I'm currently working on a project to dig into the accessibility issues that web designers need to consider when building new sites. Among the companies I am talking to is Keynote Systems who label themselves as a provider of Internet test and measurement services.
Written by Adrian Bridgwater, Contributor

I'm currently working on a project to dig into the accessibility issues that web designers need to consider when building new sites. Among the companies I am talking to is Keynote Systems who label themselves as a provider of Internet test and measurement services. A lot of what we're talking about here is the experience users are having on a site dependent on the level and type of accessibility challenges that they personally have to work with.

Simple things like colour contrast may not seem too important to you - but if you are colour blind then use of reds and greens suddenly become a whole lot more important. Keynote says its monitoring technologies provide a useful insight in the way sites are used so that they can be refined and, well, made a bit better.
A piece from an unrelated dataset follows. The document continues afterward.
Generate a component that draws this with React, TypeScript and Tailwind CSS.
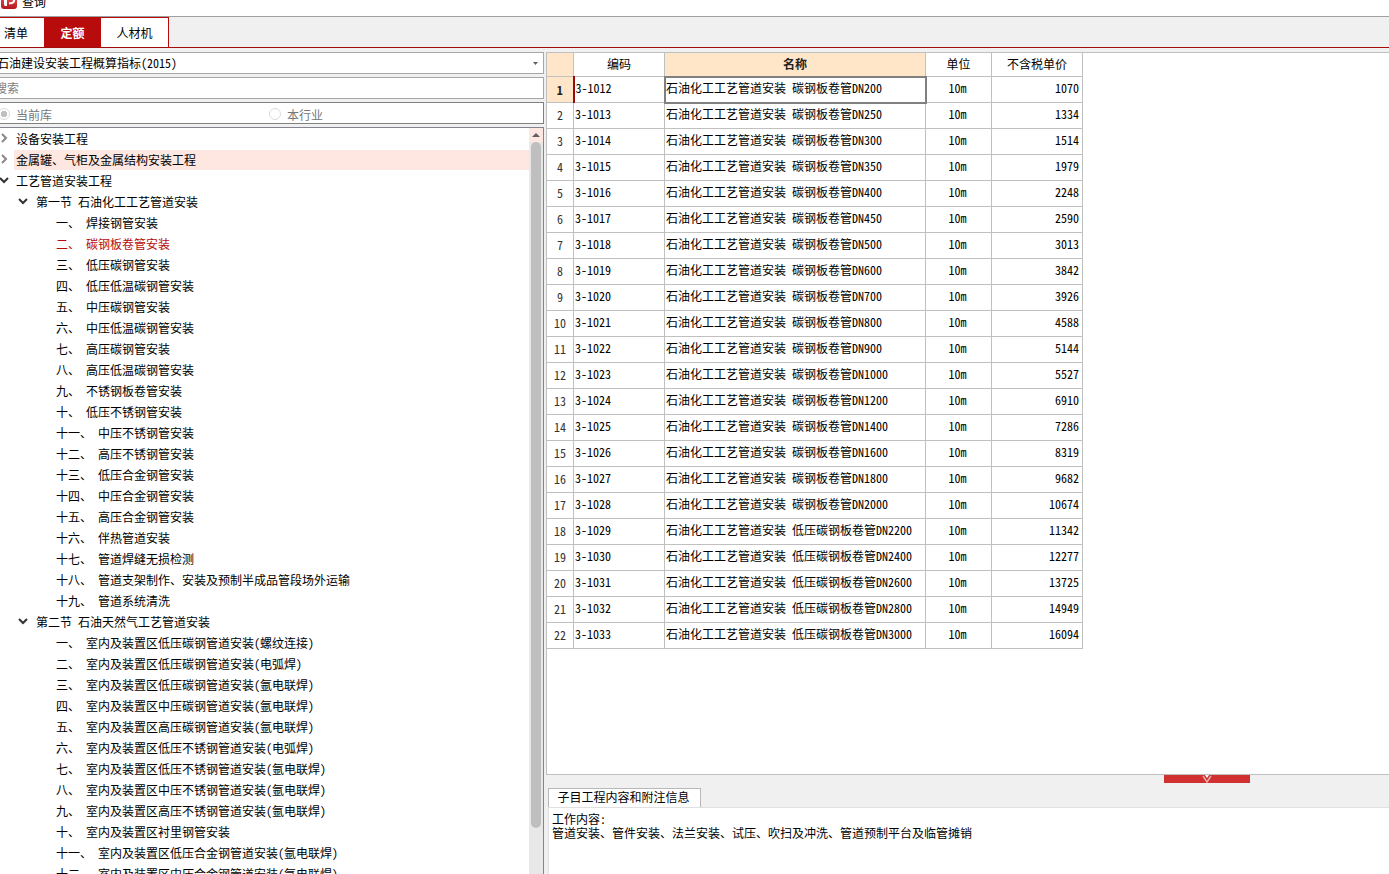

The interesting thing here is that if a site is improved from an accessibility perspective, the upshot is that usage is generally improved for all users not just blind or hearing impaired people, or those with motor or cognitive challenges that they need to overcome.

Let's go one step further then and talk not just about user experience measurement in this quite basic sense - can we also determine the digital mood people experience when online?

Mood'

Free image use: Wikimedia Commons

Behavioural analytics player SeeWhy Software reckons they have a customer experience system that can track an individual’s digital mood resulting from their ecommerce experience. The idea of course is to track what happened to customers who have been affected by poor online sessions and serve those folks better next time around.

SeeWhy says that, “With dozens of potential causes of poor performance, the online experiences of different customers can vary significantly, so only by measuring actual experiences can an organisation reliably assess quality. Measuring individual customers’ online experiences in real time is the only way to optimise customer service and head off web application performance issues before they affect the business.”

This type of measurement is carried out a range of best practice key performance indicators (KPIs) such as page errors, page load times and abandonment of critical processes.

OK, so they’re definitely trying to be cute with their whole “online mood” idea, but they may have something up their sleeve here. Any period spent shopping online surely leaves you feeling good, bad or indifferent. But that’s usually a result of whether the site has been designed well enough to process your transaction without an endless stream of silly menus.

Again, it comes back to the experience of the individual while online and we’re all different aren’t we?